Morehouse School of Medicine loses president as accreditation date draws near
By Marlon A. Walker
The Morehouse School of Medicine (MSM) has gone into a state of transition weeks before an important site visit by the board that will determine whether the school retains its accreditation.
With the December dismissal of the school’s president, Dr. James R. Gavin III, many in the community feel the school may be affected when the accreditation board visits this month. Interim President Dr. David Satcher feels the visit, which he had the option to cancel, will go off without a hitch.
“We feel we should be ready for the site visit,” says Satcher, former U.S. Surgeon General, who’s still holding down his position as director of the National Center for Primary Care at the medical school.
Alumni and faculty were shocked by the abrupt removal of Gavin announced in December at a town hall meeting. Some were concerned with the fact there’s already a national search for a dean with the departure of Dr. Nigel Harris, who left to become vice chancellor for the University of the West Indies. Many were left wondering what had gone wrong that had not been visible to the community. According to John Grant, the executive director of the 100 Black Men of Atlanta Inc., the school had become more visible under Gavin’s leadership.
“In the last few years, we saw the Morehouse School of Medicine had reached out and developed more relations within the community,” says Grant, who mentioned that Gavin is a member of 100 Black Men.
Gavin’s dismissal came as a shock to those who worked with him before he was chosen to lead MSM in 2002.
“He is someone who enjoyed a great deal of respect here,” says Avice Meehan, the vice president of public affairs at the Howard Hughes Medical Institute in Chevy Chase, Md., where Gavin worked as a senior scientific officer before he left to lead MSM.
There, he helped develop the Cloister Program, where medical students come to do research with senior scientists from the National Institutes of Health for up to a year.
“He worked closely with several of our scientists,” Meehan says.
According to a report in the Atlanta-Journal Constitution, Gavin described himself as the victim of a “vendetta,” and said he is prepared to defend his performance. In a Dec. 6 memo to the medical school community, he said there was “no valid claim for a performance-based complaint” against him and that board members “simply want me gone.”

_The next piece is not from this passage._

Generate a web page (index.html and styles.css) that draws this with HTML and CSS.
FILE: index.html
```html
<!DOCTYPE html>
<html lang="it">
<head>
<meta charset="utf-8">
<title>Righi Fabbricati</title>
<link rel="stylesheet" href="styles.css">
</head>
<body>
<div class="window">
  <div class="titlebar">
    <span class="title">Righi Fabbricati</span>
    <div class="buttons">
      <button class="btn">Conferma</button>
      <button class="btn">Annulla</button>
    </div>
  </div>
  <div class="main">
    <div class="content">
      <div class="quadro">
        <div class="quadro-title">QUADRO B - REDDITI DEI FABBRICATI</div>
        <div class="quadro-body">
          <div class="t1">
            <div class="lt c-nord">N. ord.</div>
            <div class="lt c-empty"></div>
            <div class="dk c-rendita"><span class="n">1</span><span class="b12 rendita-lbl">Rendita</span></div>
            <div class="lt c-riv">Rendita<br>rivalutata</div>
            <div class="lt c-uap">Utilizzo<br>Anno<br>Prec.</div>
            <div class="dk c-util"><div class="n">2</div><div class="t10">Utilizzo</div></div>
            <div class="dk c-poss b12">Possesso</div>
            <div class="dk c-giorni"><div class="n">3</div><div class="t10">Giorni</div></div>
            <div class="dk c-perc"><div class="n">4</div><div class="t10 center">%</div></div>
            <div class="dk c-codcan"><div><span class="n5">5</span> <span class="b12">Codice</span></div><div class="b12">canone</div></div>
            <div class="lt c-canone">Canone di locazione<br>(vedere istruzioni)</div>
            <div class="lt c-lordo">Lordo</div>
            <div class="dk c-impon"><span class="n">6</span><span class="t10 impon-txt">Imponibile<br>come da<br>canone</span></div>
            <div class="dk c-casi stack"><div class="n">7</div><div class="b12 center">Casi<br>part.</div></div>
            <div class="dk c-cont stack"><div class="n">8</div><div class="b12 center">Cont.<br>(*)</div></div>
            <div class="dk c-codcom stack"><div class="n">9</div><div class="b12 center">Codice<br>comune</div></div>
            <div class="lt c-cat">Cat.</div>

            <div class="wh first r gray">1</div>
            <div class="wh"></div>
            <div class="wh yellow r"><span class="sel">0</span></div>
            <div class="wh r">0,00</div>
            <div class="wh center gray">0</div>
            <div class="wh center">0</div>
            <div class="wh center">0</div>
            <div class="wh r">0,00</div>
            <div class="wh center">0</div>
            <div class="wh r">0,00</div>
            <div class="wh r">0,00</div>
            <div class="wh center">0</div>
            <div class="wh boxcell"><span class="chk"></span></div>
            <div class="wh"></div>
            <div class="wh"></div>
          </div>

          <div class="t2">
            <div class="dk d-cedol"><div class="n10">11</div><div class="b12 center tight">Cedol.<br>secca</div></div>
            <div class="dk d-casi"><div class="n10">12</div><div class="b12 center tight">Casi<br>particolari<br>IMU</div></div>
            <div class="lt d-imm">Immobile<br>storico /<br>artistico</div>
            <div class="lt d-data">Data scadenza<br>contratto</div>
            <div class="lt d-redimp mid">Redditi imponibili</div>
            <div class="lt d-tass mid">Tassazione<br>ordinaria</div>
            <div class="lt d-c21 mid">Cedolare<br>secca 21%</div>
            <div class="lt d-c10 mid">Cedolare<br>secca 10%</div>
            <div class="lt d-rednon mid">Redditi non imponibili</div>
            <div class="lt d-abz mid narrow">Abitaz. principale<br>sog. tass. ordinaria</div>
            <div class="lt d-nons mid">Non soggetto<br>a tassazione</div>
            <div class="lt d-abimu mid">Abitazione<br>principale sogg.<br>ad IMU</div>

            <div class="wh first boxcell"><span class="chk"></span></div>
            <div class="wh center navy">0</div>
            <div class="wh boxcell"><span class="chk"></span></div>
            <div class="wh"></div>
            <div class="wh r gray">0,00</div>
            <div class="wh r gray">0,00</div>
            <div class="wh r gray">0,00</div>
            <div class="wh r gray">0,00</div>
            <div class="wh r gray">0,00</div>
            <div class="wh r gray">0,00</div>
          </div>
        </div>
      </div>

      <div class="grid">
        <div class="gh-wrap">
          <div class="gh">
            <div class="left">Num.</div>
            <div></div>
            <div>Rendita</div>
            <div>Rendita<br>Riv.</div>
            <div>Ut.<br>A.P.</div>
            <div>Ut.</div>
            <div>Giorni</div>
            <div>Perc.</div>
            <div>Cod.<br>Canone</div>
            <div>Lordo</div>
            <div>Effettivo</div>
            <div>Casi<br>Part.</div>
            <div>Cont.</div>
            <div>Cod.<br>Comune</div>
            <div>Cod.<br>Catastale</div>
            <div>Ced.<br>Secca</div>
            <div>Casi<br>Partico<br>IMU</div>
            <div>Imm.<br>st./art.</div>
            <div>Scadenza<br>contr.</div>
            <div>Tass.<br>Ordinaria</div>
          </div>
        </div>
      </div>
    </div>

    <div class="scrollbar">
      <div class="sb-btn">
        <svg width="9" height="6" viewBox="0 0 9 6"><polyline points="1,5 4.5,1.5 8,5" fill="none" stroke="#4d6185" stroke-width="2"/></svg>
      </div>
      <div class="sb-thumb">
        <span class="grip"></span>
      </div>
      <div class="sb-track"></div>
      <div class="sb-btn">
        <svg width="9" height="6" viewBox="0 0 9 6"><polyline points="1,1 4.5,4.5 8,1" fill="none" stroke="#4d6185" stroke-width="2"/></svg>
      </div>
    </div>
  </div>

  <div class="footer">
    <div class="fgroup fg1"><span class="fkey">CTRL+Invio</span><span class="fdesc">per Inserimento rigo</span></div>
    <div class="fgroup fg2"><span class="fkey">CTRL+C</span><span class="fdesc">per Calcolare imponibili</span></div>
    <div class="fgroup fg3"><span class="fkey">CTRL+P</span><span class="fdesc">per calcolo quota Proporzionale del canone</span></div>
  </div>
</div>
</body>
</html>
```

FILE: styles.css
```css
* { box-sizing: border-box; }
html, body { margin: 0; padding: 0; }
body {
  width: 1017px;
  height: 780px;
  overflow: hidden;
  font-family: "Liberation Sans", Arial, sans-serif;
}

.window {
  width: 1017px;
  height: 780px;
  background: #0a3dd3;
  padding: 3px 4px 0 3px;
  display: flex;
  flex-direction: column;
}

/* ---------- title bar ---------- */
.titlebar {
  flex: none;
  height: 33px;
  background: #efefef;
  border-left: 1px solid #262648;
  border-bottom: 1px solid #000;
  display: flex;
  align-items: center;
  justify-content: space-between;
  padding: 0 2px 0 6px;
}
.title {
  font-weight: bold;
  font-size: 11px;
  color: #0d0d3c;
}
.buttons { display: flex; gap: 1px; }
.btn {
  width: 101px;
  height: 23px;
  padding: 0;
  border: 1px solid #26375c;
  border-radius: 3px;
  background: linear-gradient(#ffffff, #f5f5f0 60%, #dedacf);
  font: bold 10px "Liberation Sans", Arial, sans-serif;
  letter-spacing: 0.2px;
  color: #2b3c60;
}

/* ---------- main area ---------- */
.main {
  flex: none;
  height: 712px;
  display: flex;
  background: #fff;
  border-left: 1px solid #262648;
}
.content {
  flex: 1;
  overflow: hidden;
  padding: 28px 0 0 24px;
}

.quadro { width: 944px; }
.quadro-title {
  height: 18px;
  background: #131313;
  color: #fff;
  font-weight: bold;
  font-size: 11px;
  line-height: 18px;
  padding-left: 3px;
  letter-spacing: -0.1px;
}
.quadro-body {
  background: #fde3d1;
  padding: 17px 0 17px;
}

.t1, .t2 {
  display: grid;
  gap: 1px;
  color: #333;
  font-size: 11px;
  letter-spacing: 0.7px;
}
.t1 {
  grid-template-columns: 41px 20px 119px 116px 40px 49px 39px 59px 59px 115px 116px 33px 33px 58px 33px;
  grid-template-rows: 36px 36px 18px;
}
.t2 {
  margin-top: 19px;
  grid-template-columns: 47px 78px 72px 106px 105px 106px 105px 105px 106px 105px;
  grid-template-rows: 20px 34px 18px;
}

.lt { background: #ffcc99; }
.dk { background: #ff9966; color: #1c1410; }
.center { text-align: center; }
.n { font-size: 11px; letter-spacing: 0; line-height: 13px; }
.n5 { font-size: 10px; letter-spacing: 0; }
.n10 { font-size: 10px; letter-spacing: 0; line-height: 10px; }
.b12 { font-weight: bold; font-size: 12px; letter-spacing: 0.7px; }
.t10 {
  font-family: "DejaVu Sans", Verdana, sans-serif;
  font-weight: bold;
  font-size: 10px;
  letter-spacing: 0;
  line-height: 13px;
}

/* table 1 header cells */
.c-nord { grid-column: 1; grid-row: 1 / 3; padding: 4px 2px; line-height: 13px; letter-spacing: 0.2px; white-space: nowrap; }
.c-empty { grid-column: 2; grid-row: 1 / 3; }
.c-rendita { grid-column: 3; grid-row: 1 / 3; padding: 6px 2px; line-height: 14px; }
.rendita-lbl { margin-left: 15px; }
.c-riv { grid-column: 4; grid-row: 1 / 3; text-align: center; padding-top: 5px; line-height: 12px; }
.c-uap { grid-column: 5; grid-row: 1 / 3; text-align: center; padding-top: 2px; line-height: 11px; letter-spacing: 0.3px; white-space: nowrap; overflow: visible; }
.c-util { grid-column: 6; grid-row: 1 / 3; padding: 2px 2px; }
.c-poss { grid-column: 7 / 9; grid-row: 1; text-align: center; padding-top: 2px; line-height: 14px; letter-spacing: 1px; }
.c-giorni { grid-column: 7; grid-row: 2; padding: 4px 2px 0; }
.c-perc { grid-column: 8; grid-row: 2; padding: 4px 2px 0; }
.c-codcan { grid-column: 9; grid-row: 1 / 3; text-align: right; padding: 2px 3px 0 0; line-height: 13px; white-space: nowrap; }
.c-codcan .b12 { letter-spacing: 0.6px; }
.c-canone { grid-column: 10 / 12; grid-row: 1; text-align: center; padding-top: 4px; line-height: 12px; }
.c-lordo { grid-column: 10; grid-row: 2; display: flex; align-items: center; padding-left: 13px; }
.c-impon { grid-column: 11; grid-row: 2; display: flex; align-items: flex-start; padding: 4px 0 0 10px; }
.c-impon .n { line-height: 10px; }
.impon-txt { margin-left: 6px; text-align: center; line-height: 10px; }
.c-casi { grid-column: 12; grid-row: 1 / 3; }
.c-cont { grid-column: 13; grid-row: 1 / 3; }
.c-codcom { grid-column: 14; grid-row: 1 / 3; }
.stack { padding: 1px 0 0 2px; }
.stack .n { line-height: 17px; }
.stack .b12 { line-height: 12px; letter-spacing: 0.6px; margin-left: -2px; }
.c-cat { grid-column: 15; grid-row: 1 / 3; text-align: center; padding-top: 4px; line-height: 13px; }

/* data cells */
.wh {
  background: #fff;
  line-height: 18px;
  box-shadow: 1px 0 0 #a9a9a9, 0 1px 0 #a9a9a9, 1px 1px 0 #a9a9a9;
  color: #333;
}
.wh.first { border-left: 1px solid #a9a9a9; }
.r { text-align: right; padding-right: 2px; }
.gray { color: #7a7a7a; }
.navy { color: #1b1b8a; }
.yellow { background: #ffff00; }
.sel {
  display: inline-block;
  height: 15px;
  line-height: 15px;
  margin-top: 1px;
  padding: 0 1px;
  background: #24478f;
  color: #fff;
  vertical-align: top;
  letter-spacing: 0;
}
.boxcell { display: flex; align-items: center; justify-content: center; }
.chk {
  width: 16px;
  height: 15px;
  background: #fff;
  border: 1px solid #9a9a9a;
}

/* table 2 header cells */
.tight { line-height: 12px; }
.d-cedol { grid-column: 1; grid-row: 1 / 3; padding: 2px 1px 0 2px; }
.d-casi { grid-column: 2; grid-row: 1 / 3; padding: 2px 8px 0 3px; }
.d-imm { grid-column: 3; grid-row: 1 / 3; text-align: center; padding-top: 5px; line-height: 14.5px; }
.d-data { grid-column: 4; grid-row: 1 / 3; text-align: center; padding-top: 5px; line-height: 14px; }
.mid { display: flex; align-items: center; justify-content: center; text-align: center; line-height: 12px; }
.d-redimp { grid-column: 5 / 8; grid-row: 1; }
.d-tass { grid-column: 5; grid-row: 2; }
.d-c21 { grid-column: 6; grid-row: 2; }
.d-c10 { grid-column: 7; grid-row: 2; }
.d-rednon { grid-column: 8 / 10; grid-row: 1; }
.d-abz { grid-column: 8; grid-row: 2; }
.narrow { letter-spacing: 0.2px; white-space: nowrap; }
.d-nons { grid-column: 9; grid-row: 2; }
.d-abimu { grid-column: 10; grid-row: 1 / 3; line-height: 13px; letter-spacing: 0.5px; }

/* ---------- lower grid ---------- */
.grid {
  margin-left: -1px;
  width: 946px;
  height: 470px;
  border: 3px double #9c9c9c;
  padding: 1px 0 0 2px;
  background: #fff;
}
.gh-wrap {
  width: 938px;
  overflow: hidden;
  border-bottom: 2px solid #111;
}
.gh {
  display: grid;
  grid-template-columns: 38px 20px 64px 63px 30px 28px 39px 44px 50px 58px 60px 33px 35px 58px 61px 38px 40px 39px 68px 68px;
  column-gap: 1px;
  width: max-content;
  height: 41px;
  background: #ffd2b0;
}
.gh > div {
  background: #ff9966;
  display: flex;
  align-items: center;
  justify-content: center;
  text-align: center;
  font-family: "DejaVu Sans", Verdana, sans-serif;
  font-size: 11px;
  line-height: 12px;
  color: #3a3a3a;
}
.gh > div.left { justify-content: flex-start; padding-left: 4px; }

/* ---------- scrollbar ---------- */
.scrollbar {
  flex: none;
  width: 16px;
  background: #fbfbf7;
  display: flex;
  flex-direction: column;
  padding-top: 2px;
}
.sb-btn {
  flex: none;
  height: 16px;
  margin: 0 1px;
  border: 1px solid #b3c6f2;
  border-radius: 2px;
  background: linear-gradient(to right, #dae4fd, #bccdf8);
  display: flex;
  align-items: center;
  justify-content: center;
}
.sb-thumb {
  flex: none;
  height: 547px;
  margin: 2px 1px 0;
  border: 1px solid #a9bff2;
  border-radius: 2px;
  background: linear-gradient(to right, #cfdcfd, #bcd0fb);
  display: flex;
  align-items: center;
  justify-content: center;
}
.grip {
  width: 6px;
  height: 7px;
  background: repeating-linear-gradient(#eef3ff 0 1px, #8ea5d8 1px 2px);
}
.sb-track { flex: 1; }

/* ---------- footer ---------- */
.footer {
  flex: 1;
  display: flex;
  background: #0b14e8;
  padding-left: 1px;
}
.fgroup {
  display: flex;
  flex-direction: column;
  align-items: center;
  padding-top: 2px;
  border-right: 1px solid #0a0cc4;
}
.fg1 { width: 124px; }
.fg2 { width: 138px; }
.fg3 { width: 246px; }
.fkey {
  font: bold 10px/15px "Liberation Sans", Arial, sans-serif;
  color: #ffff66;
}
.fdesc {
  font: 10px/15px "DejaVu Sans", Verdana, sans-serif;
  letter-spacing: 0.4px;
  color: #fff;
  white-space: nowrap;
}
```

Grant says he has a problem with the fact that there was no due process given to the former president. The lack of due process is an issue the community has had with the abrupt decision handed down by the school’s board of trustees.

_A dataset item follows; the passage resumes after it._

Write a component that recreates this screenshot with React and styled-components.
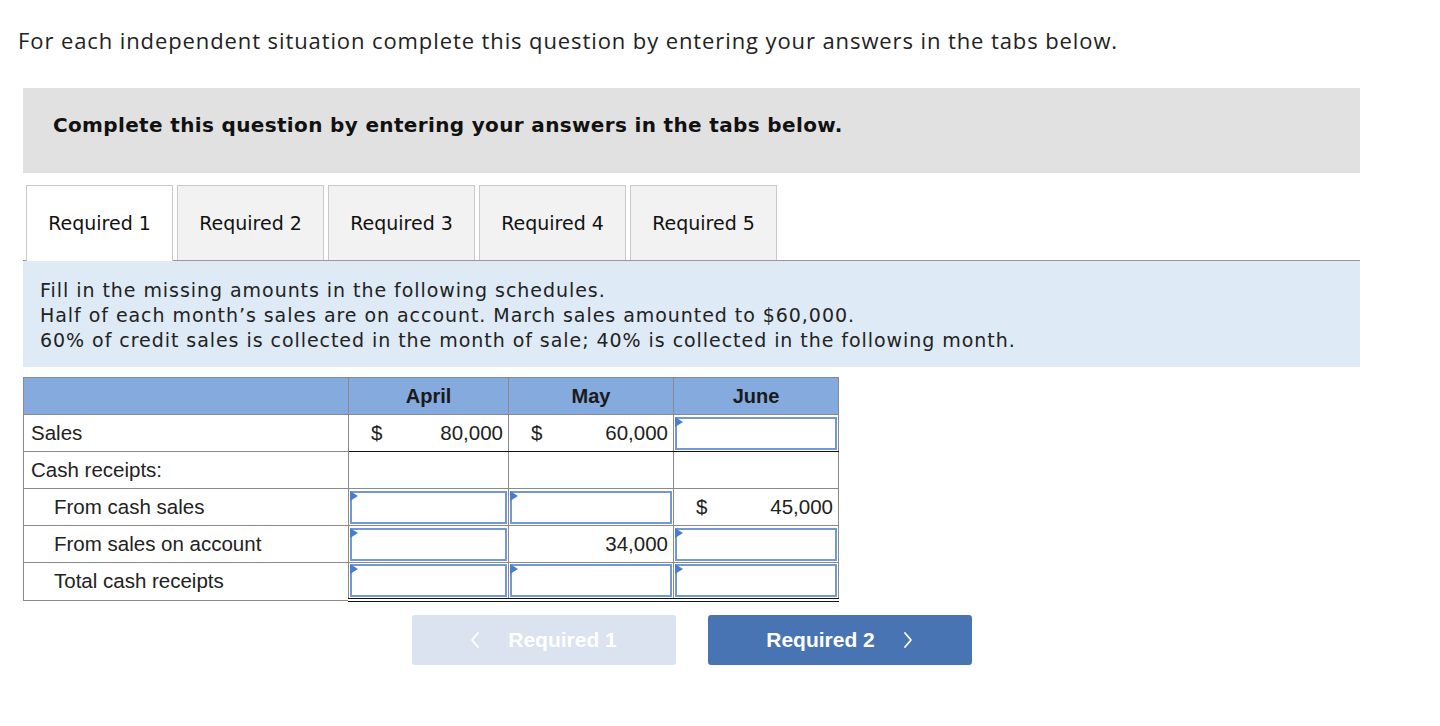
import styled, { createGlobalStyle } from "styled-components";

const GlobalStyle = createGlobalStyle`
  body {
    margin: 0;
    background: #fff;
    color: #222;
    font-family: "Liberation Sans", Arial, sans-serif;
  }
`;

const tabs = ["Required 1", "Required 2", "Required 3", "Required 4", "Required 5"];

// each cell: null = empty, "input" = blue entry box, or { dollar, value }
const rows = [
  { label: "Sales", cells: [{ dollar: true, value: "80,000" }, { dollar: true, value: "60,000" }, "input"], underline: true },
  { label: "Cash receipts:", cells: [null, null, null] },
  { label: "From cash sales", indent: true, cells: ["input", "input", { dollar: true, value: "45,000" }] },
  { label: "From sales on account", indent: true, cells: ["input", { value: "34,000" }, "input"] },
  { label: "Total cash receipts", indent: true, cells: ["input", "input", "input"], total: true },
];

function Cell({ cell, underline, total }) {
  return (
    <AmountCell $underline={underline} $total={total}>
      {cell === "input" && (
        <InputBox>
          <Flag />
        </InputBox>
      )}
      {cell && cell !== "input" && (
        <Amount>
          <span>{cell.dollar ? "$" : ""}</span>
          <span>{cell.value}</span>
        </Amount>
      )}
    </AmountCell>
  );
}

function App() {
  return (
    <Page>
      <GlobalStyle />
      <Intro>For each independent situation complete this question by entering your answers in the tabs below.</Intro>
      <Banner>Complete this question by entering your answers in the tabs below.</Banner>

      <TabBar>
        {tabs.map((t, i) => (
          <Tab key={t} $active={i === 0}>{t}</Tab>
        ))}
      </TabBar>

      <Info>
        Fill in the missing amounts in the following schedules.
        <br />
        Half of each month’s sales are on account. March sales amounted to $60,000.
        <br />
        60% of credit sales is collected in the month of sale; 40% is collected in the following month.
      </Info>

      <Table>
        <colgroup>
          <col style={{ width: 325 }} />
          <col style={{ width: 160 }} />
          <col style={{ width: 165 }} />
          <col style={{ width: 165 }} />
        </colgroup>
        <thead>
          <tr>
            <HeadCell />
            <HeadCell>April</HeadCell>
            <HeadCell>May</HeadCell>
            <HeadCell>June</HeadCell>
          </tr>
        </thead>
        <tbody>
          {rows.map((r) => (
            <tr key={r.label}>
              <LabelCell $indent={r.indent}>{r.label}</LabelCell>
              {r.cells.map((c, i) => (
                <Cell key={i} cell={c} underline={r.underline} total={r.total} />
              ))}
            </tr>
          ))}
        </tbody>
      </Table>

      <NavRow>
        <NavButton disabled>
          <Chevron viewBox="0 0 10 18"><path d="M8 2 L2 9 L8 16" /></Chevron>
          Required 1
        </NavButton>
        <NavButton $primary>
          Required 2
          <Chevron viewBox="0 0 10 18"><path d="M2 2 L8 9 L2 16" /></Chevron>
        </NavButton>
      </NavRow>
    </Page>
  );
}

const Page = styled.div`
  width: 1440px;
  height: 726px;
  padding: 26px 0 0 18px;
  box-sizing: border-box;
  overflow: hidden;
`;

const Intro = styled.div`
  font-family: "Open Sans", sans-serif;
  font-size: 22px;
  letter-spacing: 0.9px;
  line-height: 28px;
  color: #222;
`;

const Banner = styled.div`
  margin: 34px 0 0 5px;
  width: 1337px;
  height: 85px;
  box-sizing: border-box;
  padding: 24px 30px;
  background: #e1e1e1;
  font-family: "DejaVu Sans", Verdana, sans-serif;
  font-size: 20px;
  letter-spacing: 0.35px;
  line-height: 26px;
  font-weight: 700;
  color: #111;
`;

const TabBar = styled.div`
  margin: 12px 0 0 5px;
  width: 1337px;
  display: flex;
  gap: 4px;
  padding-left: 3px;
  box-sizing: border-box;
  border-bottom: 1px solid #999;
`;

const Tab = styled.div`
  width: 147px;
  box-sizing: border-box;
  display: flex;
  align-items: center;
  justify-content: center;
  border: 1px solid #c9c9c9;
  border-bottom: none;
  background: ${(p) => (p.$active ? "#fff" : "#f2f2f2")};
  margin-bottom: ${(p) => (p.$active ? "-1px" : "0")};
  height: ${(p) => (p.$active ? "76px" : "75px")};
  padding-bottom: ${(p) => (p.$active ? "1px" : "0")};
  font-family: "DejaVu Sans", Verdana, sans-serif;
  font-size: 19px;
  color: #111;
`;

const Info = styled.div`
  margin-left: 5px;
  width: 1337px;
  height: 106px;
  box-sizing: border-box;
  padding: 17px 17px;
  background: #deeaf6;
  font-family: "DejaVu Sans", Verdana, sans-serif;
  font-size: 19px;
  letter-spacing: 0.95px;
  line-height: 25px;
  color: #222;
`;

const Table = styled.table`
  margin: 10px 0 0 5px;
  width: 815px;
  table-layout: fixed;
  border-collapse: collapse;
  font-size: 20.5px;
  color: #222;
`;

const HeadCell = styled.th`
  height: 36px;
  padding: 0;
  background: #85aade;
  border: 1px solid #8a8a8a;
  font-weight: 700;
  font-size: 20px;
  text-align: center;
  color: #1a1a1a;
`;

const LabelCell = styled.td`
  height: 36px;
  padding: 0 0 0 ${(p) => (p.$indent ? "30px" : "7px")};
  border: 1px solid #8a8a8a;
  white-space: nowrap;
`;

const AmountCell = styled.td`
  height: 36px;
  padding: 1px;
  box-sizing: border-box;
  border-left: 1px solid #8a8a8a;
  border-right: 1px solid #8a8a8a;
  border-top: 1px solid #8a8a8a;
  border-bottom: ${(p) =>
    p.$total ? "4px double #111" : p.$underline ? "1px solid #111" : "1px solid #8a8a8a"};
`;

const Amount = styled.div`
  display: flex;
  justify-content: space-between;
  padding: 0 4px 0 21px;
`;

const InputBox = styled.div`
  position: relative;
  height: 33px;
  box-sizing: border-box;
  border: 2px solid #7498d2;
  background: #fff;
`;

const Flag = styled.span`
  position: absolute;
  left: -2px;
  top: -2px;
  width: 0;
  height: 0;
  border-top: 5px solid transparent;
  border-bottom: 5px solid transparent;
  border-left: 8px solid #4a7ec8;
`;

const NavRow = styled.div`
  margin: 13px 0 0 5px;
  width: 1337px;
  display: flex;
  justify-content: center;
  gap: 32px;
`;

const NavButton = styled.button`
  width: 264px;
  height: 50px;
  display: flex;
  align-items: center;
  justify-content: center;
  gap: 28px;
  border: none;
  border-radius: 3px;
  background: ${(p) => (p.$primary ? "#4874b4" : "#dae3ef")};
  color: #fff;
  font-family: "Liberation Sans", Arial, sans-serif;
  font-size: 21px;
  font-weight: 700;
  cursor: pointer;
`;

const Chevron = styled.svg`
  width: 10px;
  height: 18px;
  fill: none;
  stroke: #fff;
  stroke-width: 1.8;
  stroke-linecap: round;
  stroke-linejoin: round;
`;

export default App;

“The concern from our organization was the ripple effect that (the school would feel) across the country,” he says. “At this point, we have supported the decision…We commit our support to Dr. Satcher because of our support to the school as a whole.”
Satcher says he agreed to be the school’s interim leader to prepare the institution for a new president — and a new direction.
“This is not a good time to do a (presidential) search,” he says. “There is a lot of healing to be done internally and externally.”
Satcher was among the early Gavin supporters in wake of the decision by trustees to dismiss the president. He said by being placed in charge of the school, he hasn’t had time to dwell on the fallout that led to Gavin’s dismissal.
“Let me just say the issue was between the board and the president,” he says. “I see it as a marriage that didn’t work out and there was a divorce.
“There was an agreement on both sides that the institution would move forward.”
Satcher says he plans to work on establishing a better working relationship between the school and its trustees. He also looks forward to bringing new members onto the board and “balancing funding streams.”
“Regardless of the matter, institutions are more important that the people who serve them,” he says. “They go on. (The Morehouse School of Medicine) will still be here after we’re gone.”